Thursday, March 12, 2009

Where the latch string always is out ...


It's been an odd day as I played with blogger and otherwise diverted myself online while trying to avoid the disaster that resulted when I started sorting the office. The biggest mess, until this morning confined neatly to a large closet, now is spread over three rooms and is just appalling.

So I started one post, then realized I'd get nothing done all week if I devoted to it the research time needed to complete it. Saved that as a draft and will come back to it. Completed another post that seemed inappropriate once I'd finished it. Saved that as a draft, too, but intend to kill it.

But while sorting photographs (why do we save out-of-focus photos of scenery we no longer recognize?) I found some shots of one of North Iowa's prettiest churches, Lime Creek Synod Lutheran north of Lake Mills up by the state line in Winnebago County. These snapshots are at least 20 years old, but the church hasn't changed much. It's classic Norwegian Lutheran, virtually untouched inside and out.

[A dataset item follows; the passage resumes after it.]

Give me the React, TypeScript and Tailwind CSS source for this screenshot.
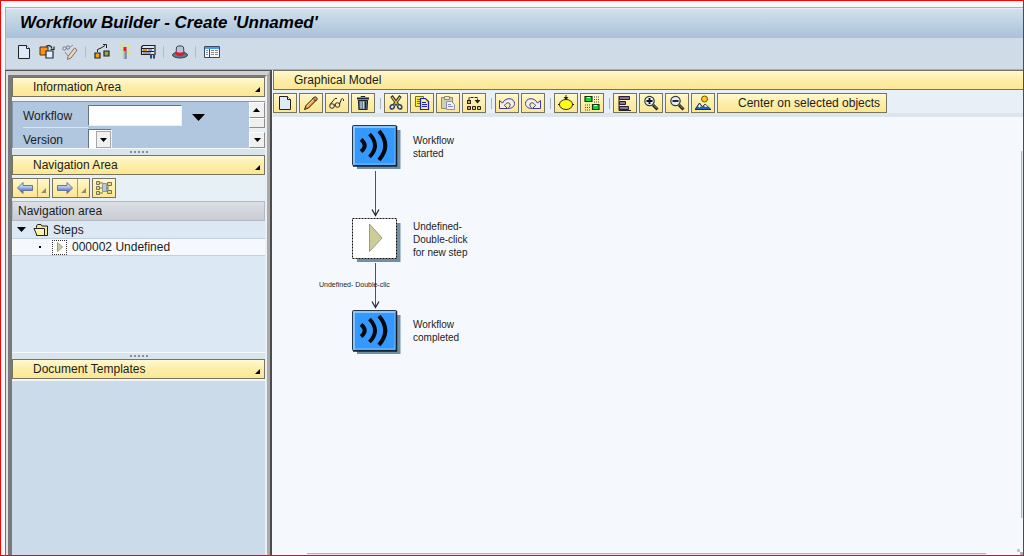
import React, { useState } from 'react';

interface IconProps {
  children: React.ReactNode;
  size?: number;
}

function Icon({ children, size = 16 }: IconProps) {
  return (
    <svg width={size} height={size} viewBox="0 0 16 16" fill="none" className="shrink-0" aria-hidden="true">
      {children}
    </svg>
  );
}

/* ---------- Icons ---------- */

const NewDocIcon = ({ size = 16 }: { size?: number }) => (
  <Icon size={size}>
    <path d="M2.5 1.5h8l3 3v10h-11z" fill="#dceafa" stroke="#222" />
    <path d="M10.5 1.5v3h3" fill="#fff" stroke="#222" />
  </Icon>
);

const OtherObjectIcon = () => (
  <Icon>
    <path d="M1 3h8v8H1z" fill="#f7931e" stroke="#5a3200" />
    <path d="M7 7h7v7H7z" fill="#e3effc" stroke="#1d2b45" strokeWidth="1.2" />
    <path d="M7 2.5c2-1.500 5-1.500 6 2M15 2.500v3h-3.500" stroke="#222" strokeWidth="1.2" />
  </Icon>
);

const DisplayChangeIcon = () => (
  <Icon>
    <circle cx="2.5" cy="4.5" r="1.700" stroke="#777c82" />
    <circle cx="6" cy="3.500" r="1.700" stroke="#777c82" />
    <path d="M6 12.500 12.500 4l2.500 2L9 14l-3.500 1.500z" fill="#f2d6b5" stroke="#77726d" />
    <path d="M3 8l3 4M8 3l3-2" stroke="#8a8a8a" />
  </Icon>
);

const ActivateIcon = () => (
  <Icon>
    <path d="M1 9h5v5H1z" fill="#f7a11e" stroke="#222" strokeWidth="1.2" />
    <path d="M10 7h5v5h-5z" fill="#8fae4a" stroke="#222" strokeWidth="1.2" />
    <path d="M3.500 8V5.500L7 4l4-2.500M9 .500h3.500V4" stroke="#222" />
  </Icon>
);

const WandIcon = () => (
  <Icon>
    <path d="M3 1l3 3M13 1l-3 3M3 10l3-3M13 10l-3-3M1.500 5.500H5M11 5.500h3.500M8 0v2" stroke="#ecec2c" strokeWidth="1.2" />
    <path d="M6.500 3h3v4h-3z" fill="#f01818" />
    <path d="M6.500 7h3v8h-3z" fill="#9db0bd" />
    <path d="M9 7v8" stroke="#5a6c7a" />
  </Icon>
);

const TestIcon = () => (
  <Icon>
    <path d="M3 1.500h12v9H1.500V3z" fill="#dbe6f2" stroke="#222" strokeWidth="1.2" />
    <path d="M2 4.500h12M2 7.500h12" stroke="#222" />
    <path d="M3 5h4v2H3z" fill="#f28c1c" />
    <path d="M8 5h4v2H8z" fill="#8d9fc4" />
    <path d="M3 9h8" stroke="#556" />
    <path d="M11 10v4.500M14 10v4.500" stroke="#35456b" strokeWidth="2" />
  </Icon>
);

const HatIcon = () => (
  <Icon>
    <ellipse cx="8" cy="11" rx="7.500" ry="3" fill="#68748c" stroke="#3b4459" />
    <path d="M4 9.500 4.500 3c1-1.500 6-1.500 7 0l.500 6.500c-1 2-7 2-8 0z" fill="#b9c4d6" stroke="#3b4459" />
    <path d="M4 7.500c2 1.500 6 1.500 8 0v3c-2 1.500-6 1.500-8 0z" fill="#d8202c" />
  </Icon>
);

const LayoutIcon = () => (
  <Icon>
    <path d="M.500 2.500h15v11H.500z" fill="#f7fafc" stroke="#334a66" />
    <path d="M1 3h14v2H1z" fill="#4aa0e6" />
    <path d="M5.500 5v8" stroke="#334a66" />
    <path d="M2 6.500h2M2 8.500h2M2 10.500h2M7 6.500h3M11 6.500h3M7 8.500h3M11 8.500h3M7 10.500h3M11 10.500h3" stroke="#888" />
  </Icon>
);

const PencilIcon = () => (
  <Icon>
    <path d="M1.500 14.500 3 10.500l8-8L13.500 5l-8 8z" fill="#f5a23a" stroke="#2b1c10" />
    <path d="M10 3.500 11.500 2c1-1 3.500 1.500 2.500 2.500L12.500 6z" fill="#e0907a" stroke="#2b1c10" />
    <path d="M4 11l6.500-6.500" stroke="#ffe1a3" />
  </Icon>
);

const GlassesIcon = () => (
  <Icon>
    <circle cx="3" cy="11" r="2.300" stroke="#2b2b2b" />
    <circle cx="8.500" cy="10" r="2.300" stroke="#2b2b2b" />
    <path d="M1 9.500 6 3.500h2M5 10h1M10.500 9l2-5c1-1 2.500 0 2 2" stroke="#2b2b2b" />
  </Icon>
);

const TrashIcon = () => (
  <Icon>
    <path d="M3.500 5.500h9l-.500 9h-8z" fill="#6c7a8e" stroke="#1c2430" strokeWidth="1.2" />
    <path d="M2 3.500h12" stroke="#1c2430" strokeWidth="2" />
    <path d="M6 2V1.500h4V2" stroke="#1c2430" />
    <path d="M6 6.500v7M8.500 6.500v7" stroke="#c9d4df" />
    <path d="M10.500 6.500v7" stroke="#1c2430" />
  </Icon>
);

const ScissorsIcon = () => (
  <Icon>
    <path d="M3.500 1 10 10M12.500 1 6 10" stroke="#333" strokeWidth="3" />
    <path d="M4 2l5.500 7.500M12 2 6.500 9.500" stroke="#e8cf3a" strokeWidth="1.200" />
    <path d="M6 10c-3-1-4.500 1-3.500 3.500 2.500 1.500 4-.500 4-3M10 10c3-1 4.500 1 3.500 3.500-2.500 1.500-4-.500-4-3" stroke="#24407e" strokeWidth="1.600" />
  </Icon>
);

const CopyIcon = () => (
  <Icon>
    <path d="M1.500 1.500h8v10h-8z" fill="#f5ee35" stroke="#77731a" />
    <path d="M3 4.500h3M3 6.500h3M3 8.500h3" stroke="#77731a" />
    <path d="M6.500 3.500h5l3 3v8h-8z" fill="#f7f07a" stroke="#2222b0" strokeWidth="1.2" />
    <path d="M8 7.500h4M8 9.500h5M8 11.500h5" stroke="#2222b0" />
  </Icon>
);

const PasteIcon = () => (
  <Icon>
    <path d="M1.500 2.500h11v11h-11z" fill="#d2cfae" stroke="#8d8a70" />
    <path d="M4.500 1.500h5v3h-5z" fill="#ece8cf" stroke="#8d8a70" />
    <path d="M6.500 6.500h5l3 3v5h-8z" fill="#eef0f5" stroke="#8a8dc4" />
    <path d="M8 9.500h3M8 11.500h5" stroke="#8a8dc4" />
  </Icon>
);

const InsertStepsIcon = () => (
  <Icon>
    <path d="M3 5V2.500h8.500V6" stroke="#222" strokeDasharray="3 1" />
    <path d="M8.500 5h6l-3 3.500z" fill="#222" />
    <path d="M1 5h4v4H1z" fill="#222" />
    <path d="M2 6h2v2H2z" fill="#f3a52b" />
    <path d="M1.500 11.500h3v3h-3z" fill="#f7931e" stroke="#222" />
    <path d="M6.500 11.500h3v3h-3zM11.500 11.500h3v3h-3z" fill="#c9d66a" stroke="#222" />
  </Icon>
);

const undoPath = 'M.500 5.500v8h8L5.500 10.500C7 7.500 10 7 11 9c.500 1.500-.500 3-2 4.500 4 0 6.500-2 6.500-5C15.500 3.500 7.500 1 3.500 8z';

const UndoIcon = () => (
  <Icon>
    <path d={undoPath} fill="#f3efe6" stroke="#3a3a94" />
  </Icon>
);

const RedoIcon = () => (
  <Icon>
    <g transform="matrix(-1 0 0 1 16 0)">
      <path d={undoPath} fill="#f3efe6" stroke="#3a3a94" />
    </g>
  </Icon>
);

const NodeIcon = () => (
  <Icon>
    <ellipse cx="8" cy="9.500" rx="6.500" ry="5" fill="#ffff10" stroke="#222" />
    <path d="M0 9.500h2M14 9.500h2M8 0v4" stroke="#222" />
    <path d="M5.500 2h5L8 5z" fill="#222" />
  </Icon>
);

const BlocksIcon = () => (
  <Icon>
    <path d="M1 1.500h7v5H1z" fill="#18d32c" stroke="#12351a" strokeWidth="1.2" />
    <path d="M8.500 9.500h6.500v5H8.500z" fill="#18d32c" stroke="#12351a" strokeWidth="1.2" />
    <path d="M3 2.500h3M10 10.500h3" stroke="#d9ffd9" />
    <path d="M10 2h6M10 4.500h6M10 7h6M1 10h6M1 12.500h6M1 15h6" stroke="#444" strokeDasharray="1 1" />
  </Icon>
);

const AlignIcon = () => (
  <Icon>
    <path d="M2 1v14.500h12" stroke="#222" />
    <path d="M2.500 1.500h10v3h-10zM2.500 6.500h6v3h-6zM2.500 11.500h9v3h-9z" fill="#8b7496" stroke="#2b1f33" />
  </Icon>
);

const ZoomIcon = ({ plus }: { plus?: boolean }) => (
  <Icon>
    <path d="M10 10l4.500 4.500" stroke="#222" strokeWidth="3" />
    <path d="M11 10.500l3 3" stroke="#b09a5c" />
    <circle cx="6.500" cy="6" r="4.700" fill="#e6eef7" stroke="#33383f" strokeWidth="1.2" />
    <path d={plus ? 'M3.500 6h6M6.500 3v6' : 'M3.500 6h6'} stroke="#111" strokeWidth="1.800" />
  </Icon>
);

const OverviewIcon = () => (
  <Icon>
    <circle cx="9.500" cy="4" r="3" fill="#ffcf1f" stroke="#75510a" />
    <path d="M0 14.500 4.500 8l3 4 2.500-3 6 5.500z" fill="#2465a8" stroke="#15314f" />
    <path d="M3 11.500 4.500 9l2.500 3.500-1.500-1-1 1zM9 11l1-1.500 2.500 2-2 .500z" fill="#fff" />
  </Icon>
);

const ArrowIcon = ({ left }: { left?: boolean }) => (
  <Icon>
    <defs>
      <linearGradient id={left ? 'arrow-l' : 'arrow-r'} x1="0" y1="0" x2="0" y2="1">
        <stop offset="0.3" stopColor="#bfe0f5" />
        <stop offset="0.8" stopColor="#5b62d6" />
      </linearGradient>
    </defs>
    <path
      d={left ? 'M.500 8 6 2.500v3h9.500v5H6v3z' : 'M15.500 8 10 2.500v3H.500v5H10v3z'}
      fill={left ? 'url(#arrow-l)' : 'url(#arrow-r)'}
      stroke="#6a7390"
    />
  </Icon>
);

const HierarchyIcon = () => (
  <Icon>
    <path d="M4 3h3M4 8h3M4 13h3M10 8h2M12 4v9" stroke="#77735a" />
    <path d="M.500 1.500h3v3h-3zM.500 6.500h3v3h-3zM.500 11.500h3v3h-3zM11.500 2.500h4v3h-4zM11.500 10.500h4v3h-4z" fill="#ead98a" stroke="#77735a" />
    <path d="M6.500 3.500h4v8h-4z" fill="#b8c8d8" stroke="#8b96a3" />
  </Icon>
);

const FolderIcon = () => (
  <Icon>
    <path d="M3.500 5.500V3.500L5 2.500h3l1 1.500h5.500v9.500h-11z" fill="#f6e890" stroke="#222" />
    <path d="M1 6.500h10.500v7H4z" fill="#fff6a5" stroke="#222" />
  </Icon>
);

const DownTriangle = ({ width = 7, height = 4 }: { width?: number; height?: number }) => (
  <svg width={width} height={height} viewBox="0 0 8 4" preserveAspectRatio="none" aria-hidden="true">
    <path d="M0 0h8L4 4z" fill="#000" />
  </svg>
);

const Corner = ({ color = '#000' }: { color?: string }) => (
  <svg width="5" height="5" viewBox="0 0 5 5" aria-hidden="true">
    <path d="M5 0v5H0z" fill={color} />
  </svg>
);

/* ---------- Data ---------- */

interface Tool {
  label: string;
  icon: React.ReactNode;
}

const appTools: Tool[][] = [
  [
    { label: 'Create', icon: <NewDocIcon /> },
    { label: 'Other workflow', icon: <OtherObjectIcon /> },
    { label: 'Display/Change', icon: <DisplayChangeIcon /> },
  ],
  [
    { label: 'Check', icon: <ActivateIcon /> },
    { label: 'Activate', icon: <WandIcon /> },
    { label: 'Test', icon: <TestIcon /> },
  ],
  [{ label: 'Basic data', icon: <HatIcon /> }],
  [{ label: 'Layout', icon: <LayoutIcon /> }],
];

const modelTools: Tool[][] = [
  [
    { label: 'Create step', icon: <NewDocIcon /> },
    { label: 'Change step', icon: <PencilIcon /> },
    { label: 'Display step', icon: <GlassesIcon /> },
    { label: 'Delete', icon: <TrashIcon /> },
  ],
  [
    { label: 'Cut', icon: <ScissorsIcon /> },
    { label: 'Copy', icon: <CopyIcon /> },
    { label: 'Paste', icon: <PasteIcon /> },
    { label: 'Insert steps', icon: <InsertStepsIcon /> },
  ],
  [
    { label: 'Undo', icon: <UndoIcon /> },
    { label: 'Redo', icon: <RedoIcon /> },
  ],
  [
    { label: 'Start events', icon: <NodeIcon /> },
    { label: 'Blocks', icon: <BlocksIcon /> },
  ],
  [
    { label: 'Align', icon: <AlignIcon /> },
    { label: 'Zoom in', icon: <ZoomIcon plus /> },
    { label: 'Zoom out', icon: <ZoomIcon /> },
    { label: 'Overview', icon: <OverviewIcon /> },
  ],
];

const yellow =
  'bg-linear-to-b from-[#fff8d2] via-[#fdeea8] to-[#fbe794] border border-[#77735c]';

/* ---------- Parts ---------- */

function PaneHeader({ title }: { title: string }) {
  return (
    <button type="button" className={`relative flex h-5 w-full items-center pl-5 text-xs ${yellow}`}>
      {title}
      <span className="absolute right-1 bottom-1">
        <Corner />
      </span>
    </button>
  );
}

function Splitter() {
  return (
    <div className="flex h-[7px] items-center justify-center border-t border-[#f5f9fc] bg-[#d9e5ec]">
      <svg width="18" height="2" viewBox="0 0 18 2" aria-hidden="true">
        <path d="M0 1h18" stroke="#8290a4" strokeWidth="2" strokeDasharray="2 2" />
      </svg>
    </div>
  );
}

function InformationArea() {
  const [workflow, setWorkflow] = useState('');

  return (
    <div className="flex h-[47px] overflow-hidden border-t border-l border-[#8497ab] bg-[#b0c7df] text-xs">
      <div className="grow pt-[3px] pl-[10px]">
        <div className="flex h-6 items-start">
          <label htmlFor="workflow" className="h-[23px] w-[65px] border-b border-[#dbe6f1] leading-[23px]">
            Workflow
          </label>
          <input
            id="workflow"
            value={workflow}
            onChange={(e) => setWorkflow(e.target.value)}
            className="h-[21px] w-[94px] border border-t-[#66737f] border-r-[#eef2f6] border-b-[#eef2f6] border-l-[#66737f] bg-white px-1 outline-none"
          />
          <button type="button" aria-label="Select workflow" className="flex h-6 w-8 items-center justify-center">
            <DownTriangle width={13} height={7} />
          </button>
        </div>
        <div className="flex h-5 items-start">
          <label htmlFor="version" className="w-[65px] leading-[22px]">
            Version
          </label>
          <div className="relative">
            <select
              id="version"
              className="h-5 w-6 appearance-none border border-t-[#66737f] border-r-[#eef2f6] border-b-[#66737f] border-l-[#66737f] bg-white"
            />
            <span className="pointer-events-none absolute top-[2px] right-[1px] flex h-[17px] w-[15px] items-center justify-center border border-[#a7a7a7] bg-[#f1f1f1]">
              <DownTriangle />
            </span>
          </div>
        </div>
      </div>
      <div className="flex w-4 flex-col justify-between bg-[#e9eff5]">
        <div>
          <button type="button" aria-label="Scroll up" className="flex h-4 w-4 rotate-180 items-center justify-center border border-t-[#8c8c8c] border-l-[#8c8c8c] border-r-white border-b-white bg-[#f1f1f1]">
            <DownTriangle />
          </button>
          <div className="h-[10px] w-4 border border-white border-r-[#8c8c8c] border-b-[#8c8c8c] bg-[#efefef]"></div>
        </div>
        <button type="button" aria-label="Scroll down" className="flex h-4 w-4 items-center justify-center border border-white border-r-[#8c8c8c] border-b-[#8c8c8c] bg-[#f1f1f1]">
          <DownTriangle />
        </button>
      </div>
    </div>
  );
}

function HistoryButton({ left }: { left?: boolean }) {
  return (
    <div className={`flex h-5 w-[38px] ${yellow}`}>
      <button type="button" aria-label={left ? 'Back' : 'Forward'} className="flex grow items-center justify-center border-r border-[#a39f88]">
        <ArrowIcon left={left} />
      </button>
      <button type="button" aria-label={left ? 'Back history' : 'Forward history'} className="flex w-[11px] items-end justify-center pb-1">
        <Corner color="#8d8a7a" />
      </button>
    </div>
  );
}

function NavigationArea() {
  return (
    <>
      <div className="flex h-[26px] items-start gap-[2px] bg-[#e8f0f7] pt-[3px]">
        <HistoryButton left />
        <HistoryButton />
        <button type="button" aria-label="Hierarchy" className={`flex h-5 w-6 items-center justify-center ${yellow}`}>
          <HierarchyIcon />
        </button>
      </div>
      <div className="h-[151px] bg-[#dce8f4] text-xs">
        <div className="flex h-5 items-center border border-[#b3b9c2] bg-linear-to-b from-[#dcdfe4] to-[#c8ccd3] pl-[5px]">
          Navigation area
        </div>
        <ul>
          <li>
            <div className="flex h-[17px] items-center pl-[5px]">
              <button type="button" aria-label="Collapse Steps" className="mr-[7px]">
                <DownTriangle width={9} height={5} />
              </button>
              <FolderIcon />
              <span className="pl-1">Steps</span>
            </div>
            <ul>
              <li className="flex h-[18px] items-center border-y border-[#c2cfdc] bg-[#f5f9fd] pl-[27px]">
                <span className="mr-[11px] h-[2px] w-[2px] bg-black"></span>
                <span className="flex h-[15px] w-[15px] items-center justify-center border border-dotted border-[#333] bg-white">
                  <svg width="6" height="10" viewBox="0 0 6 10" aria-hidden="true">
                    <path d="M.5.5 5.500 5l-5 4.500z" fill="#c9c99a" stroke="#999a80" />
                  </svg>
                </span>
                <span className="pl-[5px]">000002 Undefined</span>
              </li>
            </ul>
          </li>
        </ul>
      </div>
    </>
  );
}

function EventNode() {
  return (
    <svg width="50" height="46" viewBox="0 0 50 46" aria-hidden="true">
      <path d="M5 5h43.500v39H5z" fill="#708fa2" />
      <rect x=".5" y=".5" width="44" height="40" rx="1" fill="#3399ff" stroke="#24384c" />
      <path d="M2 40V2h42" stroke="#a5d2f7" strokeWidth="1.5" fill="none" />
      <path d="M43 2v37H2" stroke="#7fbdf5" fill="none" />
      <path d="M44.500 1v40H1" stroke="#10202f" strokeWidth="1.5" fill="none" />
      <path d="M9 14.500q7.500 6 0 12" stroke="#04080c" strokeWidth="4" fill="none" />
      <path d="M17.500 9q11 11.500 0 23" stroke="#04080c" strokeWidth="3.800" fill="none" />
      <path d="M27 6q12.500 14.500 0 29" stroke="#04080c" strokeWidth="4" fill="none" />
    </svg>
  );
}

function UndefinedNode() {
  return (
    <svg width="50" height="46" viewBox="0 0 50 46" aria-hidden="true">
      <path d="M5 5h43.500v39H5z" fill="#708fa2" />
      <rect x=".5" y=".5" width="44" height="40" fill="#fff" stroke="#111" strokeDasharray="2 1" />
      <path d="M17.500 6 30 20 17.500 33.500z" fill="#cccc99" stroke="#9a9a86" />
    </svg>
  );
}

function FlowArrow() {
  return (
    <svg width="9" height="46" viewBox="0 0 9 46" fill="none" aria-hidden="true">
      <path d="M4.500 0v44" stroke="#4d5357" />
      <path d="M1 38.500 4.500 44.500 8 38.500" stroke="#222" strokeWidth="1.2" />
    </svg>
  );
}

function Canvas() {
  return (
    <div className="relative grow overflow-hidden bg-[#f5f9fd] text-[10px] leading-[13px]">
      <div className="absolute top-2 left-[79px]">
        <EventNode />
      </div>
      <p className="absolute top-[17px] left-[140px]">
        Workflow
        <br />
        started
      </p>
      <div className="absolute top-[54px] left-[98px]">
        <FlowArrow />
      </div>
      <div className="absolute top-[101px] left-[79px]">
        <UndefinedNode />
      </div>
      <p className="absolute top-[103px] left-[140px]">
        Undefined-
        <br />
        Double-click
        <br />
        for new step
      </p>
      <div className="absolute top-[146px] left-[98px]">
        <FlowArrow />
      </div>
      <p className="absolute top-[161px] left-[46px] text-[7px] whitespace-nowrap">Undefined- Double-clic</p>
      <div className="absolute top-[193px] left-[79px]">
        <EventNode />
      </div>
      <p className="absolute top-[201px] left-[140px]">
        Workflow
        <br />
        completed
      </p>

      {/* Scroll tracks of the drawing area */}
      <div className="absolute top-[34px] right-0 bottom-[37px] w-[2px] border-l border-[#a9b9c4] bg-[#dfe8ee]"></div>
      <div className="absolute right-[37px] bottom-0 left-[34px] h-[2px] border-t border-[#a9b9c4] bg-[#dfe8ee]"></div>
      <div className="absolute right-[3px] bottom-[3px] h-[3px] w-[3px] bg-[#c6c6c6]"></div>
      <div className="absolute right-0 bottom-0 h-[3px] w-[3px] bg-[#b0b0b0]"></div>
    </div>
  );
}

export default function App() {
  return (
    <div className="flex h-screen flex-col overflow-hidden border border-[#ff0000] bg-[#f7f9fb] pt-[6px] pl-1 font-['Liberation_Sans',Arial,sans-serif] text-[#1c1c1c]">
      <header className="border-t border-b border-l border-[#9fb0c0] bg-[#cfdce7]">
        <h1 className="flex h-[30px] items-center border-t border-[#e6eef5] bg-linear-to-b from-[#d2e0ec] to-[#aac1d9] pb-[2px] pl-[14px] text-[17px] font-bold italic text-black">
          Workflow Builder - Create 'Unnamed'
        </h1>
        <div className="flex h-[31px] items-center pb-1 pl-[6px]">
          {appTools.map((group, idx) => (
            <React.Fragment key={idx}>
              {idx > 0 && (
                <span className="flex w-[9px] justify-center">
                  <span className="h-3 w-px bg-[#a9bfd4]"></span>
                </span>
              )}
              {group.map((tool) => (
                <button key={tool.label} type="button" aria-label={tool.label} className="flex h-6 w-[23px] items-center justify-center">
                  {tool.icon}
                </button>
              ))}
            </React.Fragment>
          ))}
        </div>
      </header>

      <div className="flex min-h-0 grow">
        {/* Left side: stacked panes inside a double frame */}
        <aside className="flex w-[267px] shrink-0 border-t border-r-2 border-l border-t-[#4f5358] border-r-[#4c4c4c] border-l-[#6c6c6c]">
          <div className="flex grow border-t-4 border-r-[3px] border-l-2 border-t-[#cfd1d3] border-r-[#aaaaaa] border-l-[#e3e3e3]">
            <div className="flex grow flex-col border-t-2 border-r-2 border-l-4 border-t-[#77797b] border-r-[#eceff2] border-l-[#77797b] bg-[#ccdbe9]">
              <PaneHeader title="Information Area" />
              <div className="h-1 bg-[#f3f7fa]"></div>
              <InformationArea />
              <Splitter />
              <PaneHeader title="Navigation Area" />
              <NavigationArea />
              <Splitter />
              <PaneHeader title="Document Templates" />
              <div className="h-[2px] bg-[#f3f7fa]"></div>
            </div>
          </div>
        </aside>

        {/* Right side: graphical model */}
        <main className="flex min-w-0 grow flex-col border-l border-[#f5f9fd]">
          <h2 className={`flex h-5 items-center border-r-0 pl-5 text-xs ${yellow}`}>Graphical Model</h2>
          <div className="flex h-[27px] items-start border-b-4 border-[#dce6ec] bg-[#e8eff7] pt-[3px]">
            {modelTools.map((group, idx) => (
              <React.Fragment key={idx}>
                {idx > 0 && (
                  <span className="flex h-5 w-[7px] items-center justify-center">
                    <span className="h-[11px] w-px bg-[#a9b4bd]"></span>
                  </span>
                )}
                {group.map((tool) => (
                  <button key={tool.label} type="button" aria-label={tool.label} className={`mr-[2px] flex h-5 w-6 items-center justify-center ${yellow}`}>
                    {tool.icon}
                  </button>
                ))}
              </React.Fragment>
            ))}
            <button type="button" className={`flex h-5 items-center pr-[6px] pl-5 text-xs ${yellow}`}>
              Center on selected objects
            </button>
          </div>
          <Canvas />
        </main>
      </div>
    </div>
  );
}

It's also kind of historic. As the Lutheran wars wound down during the first two decades of the 20th Century, delegates from conservative Lutheran congregations met here to organize the Evangelical Lutheran Synod, now headquartered in Mankato, Minn.


One of the stars of the show in the Lime Creek graveyard is this tombstone in the shape of a log cabin marking the grave of Chr. Anderson. Note that the door's latch string is out.

At the time, I thought the tombstone was unique. But some years later while visiting the Metier Cemetery north of Garden Grove in Decatur County I found it's twin, marking the grave of Samuel and Julia Metier.

So I've concluded that both the Andersons and the Metiers probably found their stones in a catalog of some sort and ordered up models personalized with their own inscriptions. The stones probably are carved from limestone, but appear to have weathered hardly at all.

And of course if there are two there must be more of these cabins scattered around out there in other cemeteries.